Per quanto riguarda l’illecita gestione di rifiuti, il 26 novembre e il 4 dicembre del 2009 “stoccavano e depositavano in modo incontrollato, in più zone dell’azienda (area 1, deposito temporaneo di Tamoil, area 2, attigua al bacino di contenimento del serbatoio E29, area 3, nelle immediate vicinanze e all’interno del deposito ex Foster Wheeler ad ovest del serbatoio E29, area 4, a nord ovest del serbatoio E29, area 5, tubo di scarico al suolo presente sulla strada E209), rifiuti pericolosi e non pericolosi derivanti dalle attività di raffinazione (zolfo camino nove, percolato lavaggio lato vasche, lavaggi, ferro contaminato), sversando al suolo, privo di pavimentazione e di un idoneo sistema di convogliamento delle acque, i liquidi frammisti ad idrocarburi e sostanze altamente inquinanti percolanti dai grossi contenitori”.

I tre imputati dovranno anche rispondere di reati in materia edilizia, in quanto, così come riportato dal capo di imputazione, nel dicembre del 2009, “realizzavano senza permessi, in un’area sottoposta a vincolo paesaggistico, in quanto ricadente nella fascia di rispetto del colatore Morbasco, 12 edifici che utilizzavano per lo stoccaggio dei rifiuti, per il deposito di attrezzature e quali veri e propri luoghi di lavoro”.

Ai tre è contestato anche l’episodio dell’ 8 settembre del 2009, quando, per l’accusa, “sversavano nel fiume Po acque reflue industriali tossiche e pericolose per la presenza, visiva e olfattiva, di idrocarburi liquidi e di sostanze derivate dalla lavorazione del petrolio”.
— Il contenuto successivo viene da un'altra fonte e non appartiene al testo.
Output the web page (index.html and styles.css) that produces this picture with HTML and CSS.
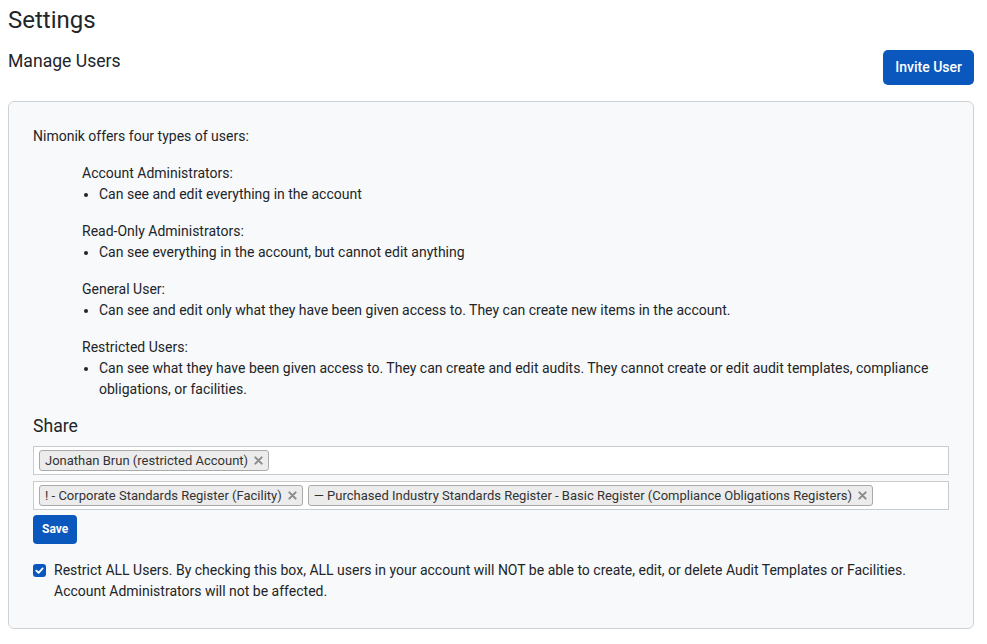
FILE: index.html
```html
<!DOCTYPE html>
<html>
<head>
<meta charset="utf-8">
<link rel="stylesheet" href="styles.css">
</head>
<body>
<h1 class="page-title">Settings</h1>
<div class="section-head">
  <h2 class="section-title">Manage Users</h2>
  <button class="btn btn-primary">Invite User</button>
</div>
<div class="card">
  <p class="intro">Nimonik offers four types of users:</p>
  <div class="types">
    <div class="type">
      <div class="type-name">Account Administrators:</div>
      <ul class="type-list"><li>Can see and edit everything in the account</li></ul>
    </div>
    <div class="type">
      <div class="type-name">Read-Only Administrators:</div>
      <ul class="type-list"><li>Can see everything in the account, but cannot edit anything</li></ul>
    </div>
    <div class="type">
      <div class="type-name">General User:</div>
      <ul class="type-list"><li>Can see and edit only what they have been given access to. They can create new items in the account.</li></ul>
    </div>
    <div class="type">
      <div class="type-name">Restricted Users:</div>
      <ul class="type-list"><li>Can see what they have been given access to. They can create and edit audits. They cannot create or edit audit templates, compliance obligations, or facilities.</li></ul>
    </div>
  </div>
  <h3 class="share-title">Share</h3>
  <div class="multi">
    <span class="chip">Jonathan Brun (restricted Account)<span class="chip-x"><svg viewBox="0 0 10 10" width="9" height="9"><path d="M1.5 1.5L8.5 8.5M8.5 1.5L1.5 8.5" stroke="#8a8a8a" stroke-width="2.2" stroke-linecap="round"/></svg></span></span>
  </div>
  <div class="multi">
    <span class="chip">! - Corporate Standards Register (Facility)<span class="chip-x"><svg viewBox="0 0 10 10" width="9" height="9"><path d="M1.5 1.5L8.5 8.5M8.5 1.5L1.5 8.5" stroke="#8a8a8a" stroke-width="2.2" stroke-linecap="round"/></svg></span></span>
    <span class="chip">— Purchased Industry Standards Register - Basic Register (Compliance Obligations Registers)<span class="chip-x"><svg viewBox="0 0 10 10" width="9" height="9"><path d="M1.5 1.5L8.5 8.5M8.5 1.5L1.5 8.5" stroke="#8a8a8a" stroke-width="2.2" stroke-linecap="round"/></svg></span></span>
  </div>
  <button class="btn btn-small">Save</button>
  <label class="check-row">
    <span class="checkbox"><svg viewBox="0 0 14 14" width="13" height="13"><path d="M3.6 7.2L6 9.5L10.4 4.8" fill="none" stroke="#fff" stroke-width="2" stroke-linecap="round" stroke-linejoin="round"/></svg></span>
    <span class="check-text">Restrict ALL Users. By checking this box, ALL users in your account will NOT be able to create, edit, or delete Audit Templates or Facilities. Account Administrators will not be affected.</span>
  </label>
</div>
</body>
</html>
```
FILE: styles.css
```css
* { box-sizing: border-box; }
body {
  margin: 8px 13px 8px 8px;
  font-family: Roboto, "Liberation Sans", Arial, sans-serif;
  color: #212529;
  background: #fff;
}
.page-title {
  margin: 0 0 17px;
  font-size: 24px;
  font-weight: 400;
  line-height: 25px;
}
.section-head {
  display: flex;
  justify-content: space-between;
  align-items: flex-start;
  margin-bottom: 16px;
}
.section-title {
  margin: 0;
  padding-top: 1px;
  font-size: 17.6px;
  font-weight: 400;
  line-height: 21px;
}
.btn {
  border: none;
  color: #fff;
  background: #0a57bd;
  font-family: Roboto, "Liberation Sans", Arial, sans-serif;
  cursor: pointer;
}
.btn-primary {
  font-size: 14px;
  font-weight: 500;
  line-height: 23px;
  padding: 6px 12px;
  border-radius: 5px;
}
.card {
  background: #f8f9fa;
  border: 1px solid #cfd2d5;
  border-radius: 6px;
  padding: 24px 24px 26px;
  font-size: 14px;
  line-height: 21px;
}
.intro { margin: 0 0 16px; }
.types { padding-left: 49px; }
.type-list {
  margin: 0 0 16px;
  padding-left: 17px;
}
.share-title {
  margin: 0 0 9px;
  font-size: 17.6px;
  font-weight: 400;
  line-height: 21px;
}
.multi {
  display: flex;
  flex-wrap: wrap;
  gap: 5px;
  background: #fff;
  border: 1px solid #c9cccf;
  min-height: 29px;
  padding: 3px 5px;
  margin-bottom: 6px;
}
.chip {
  display: inline-flex;
  align-items: center;
  height: 21px;
  background: #ececec;
  border: 1px solid #aaa;
  border-radius: 3px;
  padding: 0 5px;
  font-size: 13px;
  line-height: 19px;
  color: #333;
}
.chip-x {
  display: inline-flex;
  margin-left: 6px;
}
.btn-small {
  font-size: 12px;
  font-weight: 700;
  line-height: 19px;
  padding: 5px 9px;
  border-radius: 4px;
  margin-top: -1px;
  display: block;
}
.check-row {
  display: flex;
  align-items: flex-start;
  gap: 8px;
  margin-top: 16px;
}
.checkbox {
  flex: none;
  width: 13px;
  height: 13px;
  margin-top: 4px;
  background: #0a57bd;
  border-radius: 3px;
  display: flex;
}
```
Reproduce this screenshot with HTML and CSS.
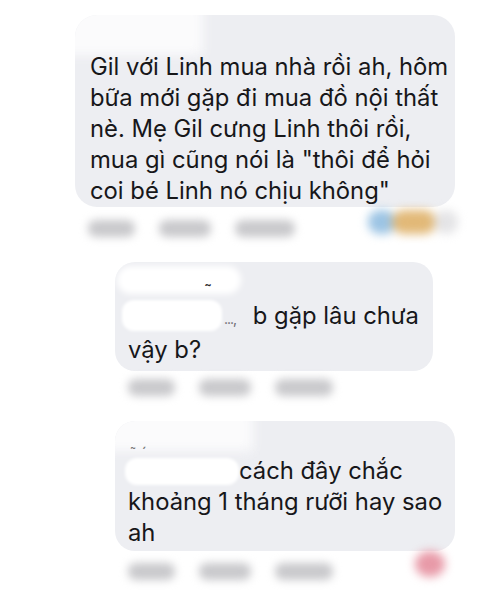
FILE: index.html
```html
<!DOCTYPE html>
<html lang="vi">
<head>
<meta charset="utf-8">
<title>Bình luận</title>
<link rel="stylesheet" href="styles.css">
</head>
<body>
<div class="thread">
  <div class="comment c1">
    <div class="bubble b1">
      <span class="mask mask-name1"></span>
      <p class="text">Gil với Linh mua nhà rồi ah, hôm<br>bữa mới gặp đi mua đồ nội thất<br>nè. Mẹ Gil cưng Linh thôi rồi,<br>mua gì cũng nói là "thôi để hỏi<br>coi bé Linh nó chịu không"</p>
    </div>
    <div class="actions a-row1">
      <span class="act w47"></span>
      <span class="act w53"></span>
      <span class="act w60"></span>
      <span class="reacts">
        <span class="r-blue"></span>
        <span class="r-orange"></span>
        <span class="r-gray"></span>
      </span>
    </div>
  </div>

  <div class="comment c2">
    <div class="bubble b2">
      <span class="mask mask-name2"></span>
      <span class="mark mark-tilde">˜</span>
      <p class="text"><span class="hidden-name"></span><span class="dots">...,</span> b gặp lâu chưa<br>vậy b?</p>
    </div>
    <div class="actions a-row2">
      <span class="act w47"></span>
      <span class="act w53"></span>
      <span class="act w58"></span>
    </div>
  </div>

  <div class="comment c3">
    <div class="bubble b3">
      <span class="mask mask-name3"></span>
      <span class="mark mark-top">˜ ˊ</span>
      <p class="text"><span class="hidden-name hn3"></span>cách đây chắc<br>khoảng 1 tháng rưỡi hay sao<br>ah</p>
    </div>
    <div class="actions a-row3">
      <span class="act w47"></span>
      <span class="act w53"></span>
      <span class="act w58"></span>
      <span class="react-pink"></span>
    </div>
  </div>
</div>
</body>
</html>
```

FILE: styles.css
```css
* { box-sizing: border-box; }

html, body {
  margin: 0;
  padding: 0;
  background: #ffffff;
  overflow: hidden;
}

body {
  font-family: Inter, "Liberation Sans", Arial, sans-serif;
  color: #17171a;
  width: 480px;
  height: 590px;
}

.thread {
  padding-top: 15px;
}

.bubble {
  position: relative;
  background: #edeef2;
  border-radius: 20px;
  overflow: hidden;
}

.text {
  margin: 0;
  font-size: 23.8px;
  line-height: 31px;
  white-space: nowrap;
  position: relative;
}

.b1 {
  margin-left: 75px;
  width: 380px;
  padding: 36px 8px 1px 15px;
  border-radius: 22px;
}

.b2 {
  margin-left: 115px;
  width: 318px;
  padding: 38px 8px 6px 13px;
}

.b3 {
  margin-left: 115px;
  width: 340px;
  padding: 34px 8px 3px 13px;
}

.mask {
  position: absolute;
  background: #fbfbfc;
  filter: blur(6px);
}

.mask-name1 {
  left: -14px;
  top: -10px;
  width: 142px;
  height: 50px;
}

.mask-name2 {
  left: 2px;
  top: 4px;
  width: 124px;
  height: 28px;
  background: #ffffff;
  filter: blur(3px);
  border-radius: 14px;
}

.mask-name3 {
  left: -12px;
  top: -10px;
  width: 150px;
  height: 40px;
}

.hidden-name {
  display: inline-block;
  width: 100px;
  height: 31px;
  vertical-align: top;
  background: #ffffff;
  border-radius: 12px;
  filter: blur(1.5px);
  margin-left: -6px;
}

.hn3 {
  width: 114px;
  height: 27px;
  margin-right: 0;
  margin-left: -3px;
  margin-top: 3px;
}

.dots {
  font-size: 14px;
  color: #6b6b70;
  letter-spacing: -1px;
  margin-left: 2px;
  margin-right: 10px;
}

.mark {
  position: absolute;
  color: #2a2a2e;
  font-size: 20px;
  line-height: 1;
}

.mark-tilde {
  left: 88px;
  top: 20px;
}

.mark-top {
  left: 14px;
  top: 24px;
  color: #777;
  font-size: 16px;
}

.actions {
  position: relative;
  display: flex;
  align-items: flex-start;
  gap: 24px;
}

.a-row1 {
  margin-left: 88px;
  width: 372px;
  height: 55px;
  padding-top: 13px;
}

.a-row2 {
  margin-left: 128px;
  height: 50px;
  padding-top: 8px;
}

.a-row3 {
  margin-left: 128px;
  width: 327px;
  height: 42px;
  padding-top: 12px;
}

.act {
  display: block;
  height: 17px;
  background: #c9c9cc;
  border-radius: 8px;
  filter: blur(4px);
}

.w47 { width: 47px; }
.w53 { width: 52px; }
.w58 { width: 58px; }
.w60 { width: 60px; }

.reacts {
  position: absolute;
  right: 2px;
  top: 3px;
  display: flex;
  filter: blur(5px);
}

.r-blue {
  width: 28px;
  height: 24px;
  border-radius: 12px;
  background: #9cc4e4;
}

.r-orange {
  width: 44px;
  height: 24px;
  border-radius: 12px;
  background: #e2b978;
  margin-left: -4px;
}

.r-gray {
  width: 24px;
  height: 24px;
  border-radius: 12px;
  background: #e4e4e6;
  margin-left: -2px;
}

.react-pink {
  position: absolute;
  right: 10px;
  top: 0;
  width: 30px;
  height: 26px;
  border-radius: 50%;
  background: #e89aa8;
  filter: blur(5px);
}
```
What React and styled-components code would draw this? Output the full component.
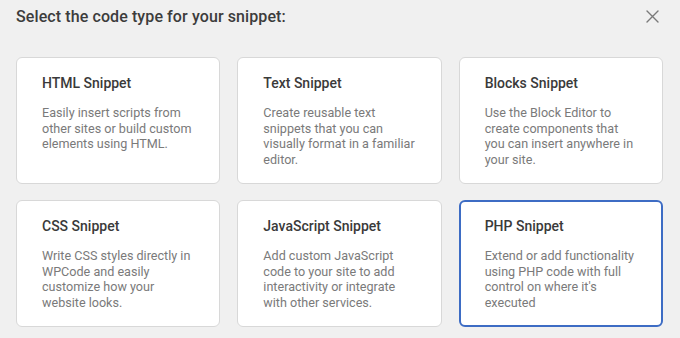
import React from 'react';
import styled, { createGlobalStyle } from 'styled-components';

const GlobalStyle = createGlobalStyle`
  html, body {
    margin: 0;
    padding: 0;
    background: #f0f0f0;
  }
  body {
    font-family: Roboto, "Liberation Sans", sans-serif;
    -webkit-font-smoothing: antialiased;
  }
`;

const Modal = styled.div`
  width: 680px;
  height: 338px;
  box-sizing: border-box;
  background: #f0f0f0;
  padding: 0 17px 0 16px;
  overflow: hidden;
`;

const Header = styled.div`
  display: flex;
  align-items: center;
  justify-content: space-between;
  height: 32px;
  margin-bottom: 25px;
`;

const Title = styled.h2`
  margin: 0;
  font-size: 16px;
  font-weight: 500;
  color: #3c3c3c;
  letter-spacing: 0.1px;
`;

const CloseButton = styled.button`
  border: 0;
  background: none;
  padding: 0;
  margin-right: 3px;
  width: 16px;
  height: 16px;
  display: flex;
  align-items: center;
  justify-content: center;
  color: #7a7a7a;
  cursor: pointer;
`;

const Grid = styled.div`
  display: grid;
  grid-template-columns: repeat(3, 1fr);
  column-gap: 17px;
  row-gap: 16px;
`;

const Card = styled.div`
  height: 127px;
  box-sizing: border-box;
  background: #fff;
  border: ${p => (p.$active ? '2px solid #3d6cc4' : '1px solid #d8d8d8')};
  border-radius: 6px;
  padding: ${p => (p.$active ? '16px 24px 0 24px' : '17px 25px 0 25px')};
`;

const CardTitle = styled.h3`
  margin: 0 0 13px;
  font-size: 14px;
  font-weight: 500;
  line-height: 17px;
  color: #3a3a3a;
`;

const CardText = styled.p`
  margin: 0;
  font-size: 12.6px;
  line-height: 15.5px;
  color: #7a7a7a;
`;

const snippets = [
  {
    title: 'HTML Snippet',
    text: 'Easily insert scripts from other sites or build custom elements using HTML.',
  },
  {
    title: 'Text Snippet',
    text: 'Create reusable text snippets that you can visually format in a familiar editor.',
  },
  {
    title: 'Blocks Snippet',
    text: 'Use the Block Editor to create components that you can insert anywhere in your site.',
  },
  {
    title: 'CSS Snippet',
    text: 'Write CSS styles directly in WPCode and easily customize how your website looks.',
  },
  {
    title: 'JavaScript Snippet',
    text: 'Add custom JavaScript code to your site to add interactivity or integrate with other services.',
  },
  {
    title: 'PHP Snippet',
    text: "Extend or add functionality using PHP code with full control on where it's executed",
    active: true,
  },
];

export default function App() {
  return (
    <>
      <GlobalStyle />
      <Modal>
        <Header>
          <Title>Select the code type for your snippet:</Title>
          <CloseButton aria-label="Close">
            <svg width="13" height="13" viewBox="0 0 13 13">
              <path d="M1 1L12 12M12 1L1 12" stroke="currentColor" strokeWidth="1.4" strokeLinecap="round" />
            </svg>
          </CloseButton>
        </Header>
        <Grid>
          {snippets.map(s => (
            <Card key={s.title} $active={s.active}>
              <CardTitle>{s.title}</CardTitle>
              <CardText>{s.text}</CardText>
            </Card>
          ))}
        </Grid>
      </Modal>
    </>
  );
}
Infine, il reato di getto pericoloso di cose, “mediante emissione in atmosfera di gas idrocarburici provenienti dalla zona delle vasche di lavaggio degli scambiatori”, recando “molestia agli studenti e al personale dell’istituto Stanga che il 24 e il 26 novembre del 2009 si vedevano le aule invase da gas, tanto che tre dipendenti della scuola si sentivano male”.